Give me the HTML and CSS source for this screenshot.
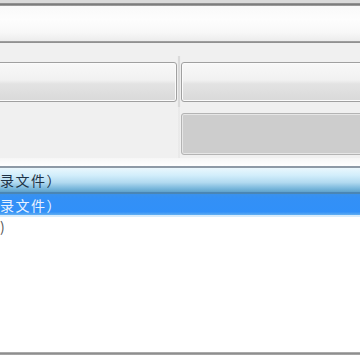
FILE: index.html
```html
<!DOCTYPE html>
<html>
<head>
<meta charset="utf-8">
<link rel="stylesheet" href="styles.css">
</head>
<body>
<div class="window">
  <div class="top-edge"></div>
  <div class="top-line"></div>
  <div class="toolbar"></div>
  <div class="sep"></div>
  <div class="panel">
    <div class="btn-row">
      <div class="btn btn-left"></div>
      <div class="splitter"></div>
      <div class="btn btn-right"></div>
    </div>
    <div class="btn-row second">
      <div class="blank"></div>
      <div class="splitter faint"></div>
      <div class="btn btn-right disabled"></div>
    </div>
  </div>
  <div class="gap-white"></div>
  <div class="list">
    <div class="list-header"><span class="txt">录文件）</span></div>
    <div class="row selected"><span class="txt">录文件）</span></div>
    <div class="row plain"><span class="txt">)</span></div>
    <div class="filler"></div>
    <div class="bottom-line"></div>
  </div>
</div>
</body>
</html>
```

FILE: styles.css
```css
html, body {
  margin: 0;
  padding: 0;
  background: #ffffff;
}
.window {
  width: 360px;
  height: 360px;
  overflow: hidden;
  display: flex;
  flex-direction: column;
  font-family: "Noto Sans CJK SC", "Noto Sans", sans-serif;
}
.top-edge { height: 3px; background: #d9d9d9; flex: none; }
.top-line { height: 3px; background: linear-gradient(#9a9a9a, #7c7c7c, #a8a8a8); flex: none; }
.toolbar {
  height: 35px;
  flex: none;
  background: linear-gradient(#f9f9f9, #fdfdfd 40%, #f8f8f8 75%, #ececec);
}
.sep { height: 2px; flex: none; background: linear-gradient(#a5a5a5, #8a8a8a); }
.panel {
  flex: none;
  background: #f0f0f0;
  padding: 19px 0 3px;
  display: flex;
  flex-direction: column;
  gap: 11px;
}
.btn-row {
  display: grid;
  grid-template-columns: 177px 4px 1fr;
  height: 40px;
}
.btn-row.second { height: 42px; }
.splitter {
  margin: -6px 0;
  background: linear-gradient(90deg, #f8f8f8, #d0d0d0 50%, #f8f8f8);
}
.splitter.faint {
  background: linear-gradient(90deg, #f4f4f4, #e6e6e6 50%, #f4f4f4);
}
.btn {
  box-sizing: border-box;
  border: 1px solid #a0a0a0;
  border-radius: 3px;
  background: linear-gradient(#f8f8f8, #f1f1f1 45%, #e3e3e3 55%, #d9d9d9);
  box-shadow: inset 0 0 0 1px #fbfbfb;
}
.btn-left { margin-left: -6px; }
.btn-right { margin-right: -6px; }
.btn.disabled {
  background: #cdcdcd;
  border-color: #b4b4b4;
  box-shadow: inset 0 0 0 1px #e6e6e6;
}
.gap-white { height: 8px; flex: none; background: linear-gradient(#f6f6f6, #ffffff); }
.list {
  flex: 1;
  display: flex;
  flex-direction: column;
  background: #ffffff;
}
.txt {
  font-size: 14px;
  letter-spacing: 1.5px;
  white-space: nowrap;
}
.list-header {
  height: 28px;
  flex: none;
  box-sizing: border-box;
  border-top: 2px solid #8e9aa6;
  border-bottom: 2px solid #4a86b4;
  background: linear-gradient(#eaf7fd, #d2eefb 30%, #b2daf0 60%, #7ab8dc 85%, #5fa2cc);
  color: #1e3246;
  display: flex;
  align-items: center;
}
.row {
  flex: none;
  display: flex;
  align-items: center;
}
.row.selected {
  height: 21px;
  background: linear-gradient(#3a92ec, #3390f6 20%, #3190f8 85%, #62aef0);
  color: #e8f2ff;
  border-bottom: 2px solid #d8ecfb;
}
.row.plain {
  height: 18px;
  color: #555;
}
.filler { flex: 1; }
.bottom-line {
  height: 3px;
  flex: none;
  background: linear-gradient(#b8b8b8, #8e8e8e, #b0b0b0);
  margin-bottom: 5px;
}
```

Goal: Write out each line again precisely as it appears, skipping every picture.

Written solution:
Give me the HTML and CSS source for this screenshot.
FILE: index.html
```html
<!DOCTYPE html>
<html>
<head>
<meta charset="utf-8">
<link rel="stylesheet" href="styles.css">
</head>
<body>
<div class="window">
  <div class="top-edge"></div>
  <div class="top-line"></div>
  <div class="toolbar"></div>
  <div class="sep"></div>
  <div class="panel">
    <div class="btn-row">
      <div class="btn btn-left"></div>
      <div class="splitter"></div>
      <div class="btn btn-right"></div>
    </div>
    <div class="btn-row second">
      <div class="blank"></div>
      <div class="splitter faint"></div>
      <div class="btn btn-right disabled"></div>
    </div>
  </div>
  <div class="gap-white"></div>
  <div class="list">
    <div class="list-header"><span class="txt">录文件）</span></div>
    <div class="row selected"><span class="txt">录文件）</span></div>
    <div class="row plain"><span class="txt">)</span></div>
    <div class="filler"></div>
    <div class="bottom-line"></div>
  </div>
</div>
</body>
</html>
```

FILE: styles.css
```css
html, body {
  margin: 0;
  padding: 0;
  background: #ffffff;
}
.window {
  width: 360px;
  height: 360px;
  overflow: hidden;
  display: flex;
  flex-direction: column;
  font-family: "Noto Sans CJK SC", "Noto Sans", sans-serif;
}
.top-edge { height: 3px; background: #d9d9d9; flex: none; }
.top-line { height: 3px; background: linear-gradient(#9a9a9a, #7c7c7c, #a8a8a8); flex: none; }
.toolbar {
  height: 35px;
  flex: none;
  background: linear-gradient(#f9f9f9, #fdfdfd 40%, #f8f8f8 75%, #ececec);
}
.sep { height: 2px; flex: none; background: linear-gradient(#a5a5a5, #8a8a8a); }
.panel {
  flex: none;
  background: #f0f0f0;
  padding: 19px 0 3px;
  display: flex;
  flex-direction: column;
  gap: 11px;
}
.btn-row {
  display: grid;
  grid-template-columns: 177px 4px 1fr;
  height: 40px;
}
.btn-row.second { height: 42px; }
.splitter {
  margin: -6px 0;
  background: linear-gradient(90deg, #f8f8f8, #d0d0d0 50%, #f8f8f8);
}
.splitter.faint {
  background: linear-gradient(90deg, #f4f4f4, #e6e6e6 50%, #f4f4f4);
}
.btn {
  box-sizing: border-box;
  border: 1px solid #a0a0a0;
  border-radius: 3px;
  background: linear-gradient(#f8f8f8, #f1f1f1 45%, #e3e3e3 55%, #d9d9d9);
  box-shadow: inset 0 0 0 1px #fbfbfb;
}
.btn-left { margin-left: -6px; }
.btn-right { margin-right: -6px; }
.btn.disabled {
  background: #cdcdcd;
  border-color: #b4b4b4;
  box-shadow: inset 0 0 0 1px #e6e6e6;
}
.gap-white { height: 8px; flex: none; background: linear-gradient(#f6f6f6, #ffffff); }
.list {
  flex: 1;
  display: flex;
  flex-direction: column;
  background: #ffffff;
}
.txt {
  font-size: 14px;
  letter-spacing: 1.5px;
  white-space: nowrap;
}
.list-header {
  height: 28px;
  flex: none;
  box-sizing: border-box;
  border-top: 2px solid #8e9aa6;
  border-bottom: 2px solid #4a86b4;
  background: linear-gradient(#eaf7fd, #d2eefb 30%, #b2daf0 60%, #7ab8dc 85%, #5fa2cc);
  color: #1e3246;
  display: flex;
  align-items: center;
}
.row {
  flex: none;
  display: flex;
  align-items: center;
}
.row.selected {
  height: 21px;
  background: linear-gradient(#3a92ec, #3390f6 20%, #3190f8 85%, #62aef0);
  color: #e8f2ff;
  border-bottom: 2px solid #d8ecfb;
}
.row.plain {
  height: 18px;
  color: #555;
}
.filler { flex: 1; }
.bottom-line {
  height: 3px;
  flex: none;
  background: linear-gradient(#b8b8b8, #8e8e8e, #b0b0b0);
  margin-bottom: 5px;
}
```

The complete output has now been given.